On October 19, 2020 at around 16:00 a group of 18 people from Bangladesh and Pakistan were apprehended by the Croatian police in an unknown rural area after walking some 9 hours into Croatian interior. The respondent, a 25-year-old Pakistani man, remembered crossing the border from Bosnia over a small mountain and then walking for several hours in the forest until they encountered the police officers, who told them to stop. The men were put into two big police vans, where they found four other men from Algeria who were already detained. In total the detained group was now 22 people.
The people-on-the-move were driven to the border somewhere near the Bosnian city of Velika Kladusa, where a police officer opened the door of the van in which the respondent was sitting. Seven people were then forced to leave the van. The respondent described how the people that stayed inside the van sat listening to the events outside while waiting for their turn to leave.
“We were listening from inside the van how they were shouting and hitting the people. They were making so much noise, and we listen from inside the van.”
When the respondent was forced to leave the van, he described the situation he encountered as follows. There were eight Croatian police officers present, spread out over the patch of woods. Half of them, were wearing black uniforms, ski masks and gloves. The other half were wearing black-and-brown colored uniforms. A group of five officers were standing in a circle, one officer was standing just next to the van and another two were standing off to the side.

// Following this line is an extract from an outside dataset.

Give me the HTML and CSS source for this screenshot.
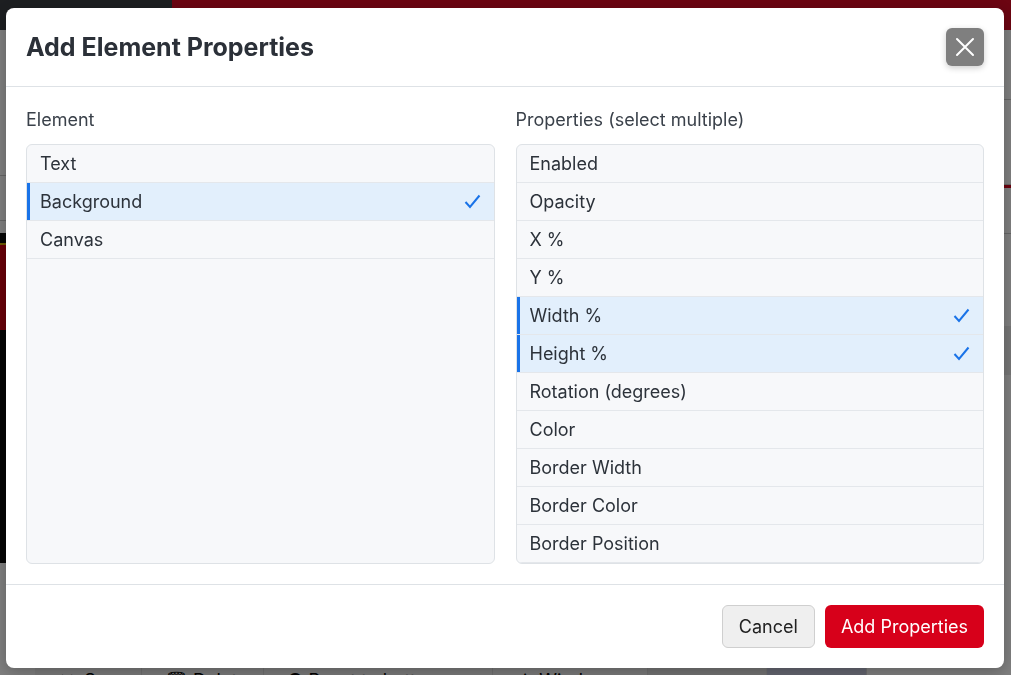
FILE: index.html
```html
<!DOCTYPE html>
<html lang="en">
<head>
    <meta charset="UTF-8">
    <meta name="viewport" content="width=device-width, initial-scale=1.0">
    <title>Editor - Add Element Properties</title>
    <link rel="stylesheet" href="styles.css">
</head>
<body>
    <div class="app">
        <header class="topbar">
            <div class="brand"></div>
            <div class="nav"></div>
        </header>

        <div class="workspace">
            <aside class="sidebar">
                <div class="side-text">Logo<br>Card</div>
                <div class="side-row"></div>
                <div class="preview">
                    <div class="preview-band"></div>
                </div>
            </aside>
            <main class="stage"></main>
            <aside class="inspector">
                <div class="insp-row"></div>
                <div class="insp-row"></div>
                <div class="insp-tab">Color</div>
                <div class="insp-text">Font<br>Position</div>
                <div class="insp-section">Box</div>
                <div class="insp-note">edit</div>
            </aside>
        </div>

        <footer class="toolbar">
            <button class="tool">↔ Save</button>
            <button class="tool">🗑 Delete</button>
            <button class="tool">● Reset to button</button>
            <button class="tool">▲ Window</button>
            <button class="tool tool-grey"></button>
            <button class="tool tool-blue"></button>
        </footer>
    </div>

    <div class="overlay">
        <div class="modal">
            <div class="modal-header">
                <h2 class="modal-title">Add Element Properties</h2>
                <button class="btn-close" aria-label="Close">
                    <svg width="20" height="20" viewBox="0 0 20 20"><path d="M2 2 L18 18 M18 2 L2 18" stroke="#fff" stroke-width="2" stroke-linecap="round"/></svg>
                </button>
            </div>

            <div class="modal-body">
                <div class="field">
                    <label class="field-label">Element</label>
                    <ul class="pick-list">
                        <li class="pick-item">Text</li>
                        <li class="pick-item selected">Background</li>
                        <li class="pick-item">Canvas</li>
                    </ul>
                </div>
                <div class="field">
                    <label class="field-label">Properties (select multiple)</label>
                    <ul class="pick-list">
                        <li class="pick-item">Enabled</li>
                        <li class="pick-item">Opacity</li>
                        <li class="pick-item">X %</li>
                        <li class="pick-item">Y %</li>
                        <li class="pick-item selected">Width %</li>
                        <li class="pick-item selected">Height %</li>
                        <li class="pick-item">Rotation (degrees)</li>
                        <li class="pick-item">Color</li>
                        <li class="pick-item">Border Width</li>
                        <li class="pick-item">Border Color</li>
                        <li class="pick-item">Border Position</li>
                    </ul>
                </div>
            </div>

            <div class="modal-footer">
                <button class="btn btn-secondary">Cancel</button>
                <button class="btn btn-primary">Add Properties</button>
            </div>
        </div>
    </div>
</body>
</html>
```

FILE: styles.css
```css
:root {
    --brand-red: #d7001a;
    --select-blue: #1a73e8;
    --select-bg: #e2effc;
    --list-bg: #f7f8fa;
    --line: #dee2e6;
    --text: #2c323a;
    --radius: 6px;
}

* {
    box-sizing: border-box;
}

body {
    margin: 0;
    height: 675px;
    overflow: hidden;
    font-family: Inter, 'Noto Sans', sans-serif;
    color: var(--text);
    background-color: #fff;
}

/* app behind the dialog */

.app {
    display: flex;
    flex-direction: column;
    height: 700px;
}

.topbar {
    display: flex;
    height: 30px;
}

.brand {
    width: 172px;
    background-color: #3a3e43;
}

.nav {
    flex: 1;
    background-color: #d80a24;
}

.workspace {
    flex: 1;
    display: flex;
}

.sidebar {
    width: 240px;
    padding-top: 69px;
}

.side-text {
    font-size: 18px;
    line-height: 26px;
    padding: 0 6px;
    text-align: right;
}

.side-row {
    height: 46px;
    margin-top: 24px;
    border-top: 1px solid #ccc;
    border-bottom: 1px solid #ccc;
}

.preview {
    height: 330px;
    margin-top: 12px;
    background-color: #0a0a0a;
    padding-top: 10px;
}

.preview-band {
    height: 87px;
    background-color: #d00010;
    border-top: 2px solid #d8b400;
}

.stage {
    flex: 1;
    background-color: #f2f2f2;
}

.inspector {
    width: 250px;
    padding-top: 26px;
    font-size: 18px;
}

.insp-row {
    height: 44px;
    border-bottom: 1px solid #ccc;
}

.insp-row + .insp-row {
    height: 85px;
}

.insp-tab {
    border-top: 3px solid var(--brand-red);
    border-bottom: 1px solid #ccc;
    padding: 12px 0 12px 4px;
}

.insp-text {
    line-height: 26px;
    padding: 18px 0 22px 4px;
}

.insp-section {
    font-weight: 700;
    background-color: #ececec;
    padding: 18px 0 10px 4px;
}

.insp-note {
    font-size: 13px;
    padding: 4px 0 0 6px;
}

.toolbar {
    display: flex;
    height: 40px;
    padding-left: 35px;
    background-color: #fff;
}

.tool {
    font: inherit;
    font-size: 18px;
    background: #f4f4f4;
    border: none;
    border-right: 1px solid #ddd;
    padding: 10px 20px 10px 23px;
    text-align: left;
    white-space: nowrap;
    overflow: hidden;
}

.tool:nth-child(1) { width: 107px; padding-left: 20px; }
.tool:nth-child(2) { width: 122px; }
.tool:nth-child(3) { width: 229px; }
.tool:nth-child(4) { width: 155px; }

.tool-grey {
    width: 119px;
    background-color: #e6e6e6;
}

.tool-blue {
    width: 100px;
    background-color: #c8cbe0;
}

/* dialog */

.overlay {
    position: fixed;
    inset: 0;
    background-color: rgba(0, 0, 0, 0.5);
    display: flex;
    align-items: flex-start;
    padding: 8px 0 0 6px;
}

.modal {
    width: 998px;
    background-color: #fff;
    border-radius: 8px;
    box-shadow: 0 4px 16px rgba(0, 0, 0, 0.25);
}

.modal-header {
    display: flex;
    align-items: center;
    justify-content: space-between;
    padding: 20px;
    border-bottom: 1px solid var(--line);
}

.modal-title {
    margin: 0;
    font-size: 25px;
    line-height: 30px;
    font-weight: 700;
    color: #2b3038;
}

.btn-close {
    width: 38px;
    height: 38px;
    border: none;
    border-radius: var(--radius);
    background-color: #7f7f7f;
    box-shadow: 0 2px 6px rgba(0, 0, 0, 0.2);
    display: flex;
    align-items: center;
    justify-content: center;
    padding: 0;
}

.modal-body {
    display: grid;
    grid-template-columns: 1fr 1fr;
    gap: 21px;
    padding: 21px 20px 20px;
}

.field {
    display: flex;
    flex-direction: column;
}

.field-label {
    font-size: 18px;
    line-height: 24px;
    margin-bottom: 12px;
    color: #3a414a;
}

.pick-list {
    flex: 1;
    list-style: none;
    margin: 0;
    padding: 0;
    height: 420px;
    background-color: var(--list-bg);
    border: 1px solid var(--line);
    border-radius: var(--radius);
    overflow: hidden;
}

.pick-item {
    display: flex;
    justify-content: space-between;
    align-items: center;
    font-size: 18px;
    line-height: 23px;
    padding: 7px 13px;
    border-bottom: 1px solid #e4e7eb;
}

.pick-item.selected {
    background-color: var(--select-bg);
    box-shadow: inset 3px 0 0 var(--select-blue);
}

.pick-item.selected::after {
    content: "";
    width: 17px;
    height: 15px;
    background: url("data:image/svg+xml,%3Csvg xmlns='http://www.w3.org/2000/svg' width='17' height='15' viewBox='0 0 17 15'%3E%3Cpath d='M1.5 8 L6 13 L15.5 1.5' fill='none' stroke='%231a73e8' stroke-width='2'/%3E%3C/svg%3E") no-repeat;
}

.modal-footer {
    display: flex;
    justify-content: flex-end;
    gap: 10px;
    padding: 20px;
    border-top: 1px solid var(--line);
}

.btn {
    font: inherit;
    font-size: 18px;
    line-height: 25px;
    padding: 8px 15px;
    border-radius: var(--radius);
    border: 1px solid transparent;
    cursor: pointer;
}

.btn-secondary {
    padding: 8px 16px;
    background-color: #efefef;
    border-color: #cfcfcf;
    color: #222;
}

.btn-primary {
    background-color: var(--brand-red);
    color: #fff;
}
```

The police officer stationed next to the van searched the respondent for money and valuables. The respondent described how he was forced to take off one layer of clothing after another until he was standing fully naked in front of the officer.
“Then he asked me to open my mouth. I opened my mouth and the police officer just slapped me in the face on the open mouth. With the hand.”
Next the respondent was called over to the group of five officers standing in the circle. When he arrived the men encircled him and told him to put his hands on his head. One of the officers ran at him and kicked him with his boot on his chest.
“He kick, kick, kick my chest. And I fall down. I cannot breath. I make noise also. And he say to me: ‘Don’t make noise. Keep quiet.’ How to keep quiet?”
When he was lying on the ground the five police officers started hitting him from all sides with batons and sticks they found in the woods. After he was struck a couple minutes, he was forced to get back up. The officers allowed him to put back on his boxers, a pair of pants and a T-shirt. The respondent described how when he bent over to put on his pants, an officer kicked him strongly from behind so that he once again fell onto the ground.
“I don’t understand. We don’t argue with them. We are so polite. Once they say: “lie down” we are lying down, but they beat us so much.”
Then the respondent was instructed to come the two policemen standing on the side. They made him lay face down on the forest floor and wait there for the remaining members of his group. While he waited for about 20 minutes, he was randomly beaten several times on his back with batons. Additionally he claims that at one point an officer stepped on his head and pressed his face into the rocky ground with his boot.
“We don’t know why they are beating us like this. We are also humans. As humans we should not be beaten like this. We feel pain. As you feel I also feel.”
When all of the seven group members were finished with their beatings, they all had to stand up and file up in line with hands on their heads. The police officers then walked them a few meters over the border into Bosnia, flanking the filed-up men, and hitting them randomly.
The respondent was left with severe bruises on his back and legs, a swollen ankle and bleeding in his eye. Furthermore he described how he and other group members were coughing blood until the next morning because the police struck them on their kidneys.
The indicated time refers to the apprehension, not to the actual pushback.